Apple is looking to make it possible for iPod users to plug and then unplug their players from their PCs on the fly.

The Cupertino-based company in October filed for patent with the United States Patent and Trademark Office titled "Hot unpluggable media storage device."

Published for the first time on Thursday, the filing lays out improved techniques for rendering a peripheral — such as an iPod or iPhone — removable from a host computer without the user first having to perform preparatory unmounting actions through software.

"In effect, the peripheral device can be automatically prepared for removal in the event that its user removes (unplugs) it from its host computer," Apple explained in the filing.

The invention calls for devices with their own means of data storage — such as iPods — to be mounted to a file system of the host computer when the host computer desires access, but otherwise to be "normally unmounted so that if the peripheral device were to be removed (e.g., unplugged) no harm or damage to data stored therein would occur."

For instance, an iPod would be accessible to the host computer during synchronization but then unmounted once synchronization has completed. "Such synchronization can be achieved in a sophisticated manner through comparison of media information" stored on both the player and the host computer, Apple said.

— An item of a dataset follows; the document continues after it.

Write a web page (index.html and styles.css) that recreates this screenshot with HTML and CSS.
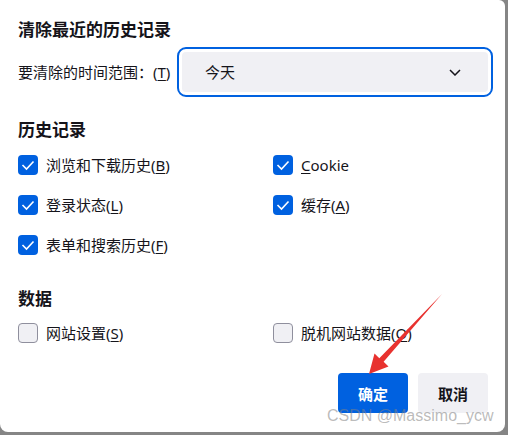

"After the media-based processing has been performed, the media device is logically disconnected from the file system of the host computer," the company went on to explain. "In one embodiment, this involves an 'unmounting' of the storage device of the media device from the file system of the host computer. At this point, although logically disconnected, the media device remains attached (e.g., physically connected) to the host computer."

Apple said its detection solution would effectively run a loop that periodically bounces data to determine whether the media device has been physically detached from the host computer.

"When the decision determines that the media device has been detached, then the media device processing is complete and ends as the media device has been physically detached from the host computer and thus no longer communicates with or is accessible by the host computer," the filing states. "On the other hand, when the decision determines that the media device has not been detached from the host computer, then a decision determines whether access to the media device is needed."

Apple said the invention can be implemented in software, hardware or a combination of the two. It could also be embodied as computer readable code on a computer readable medium such as read-only memory, random-access memory, CD-ROMs, magnetic tape, optical data storage devices, and carrier waves.

"One advantage of the invention is that peripheral devices, e.g., media devices, are able to be 'hot' unpluggable without data loss or corruption," Apple wrote. "Another advantage of the invention is that peripheral devices can have 'plug-and-play' as well as 'remove-and-go' characteristics which better satisfies user needs and usage."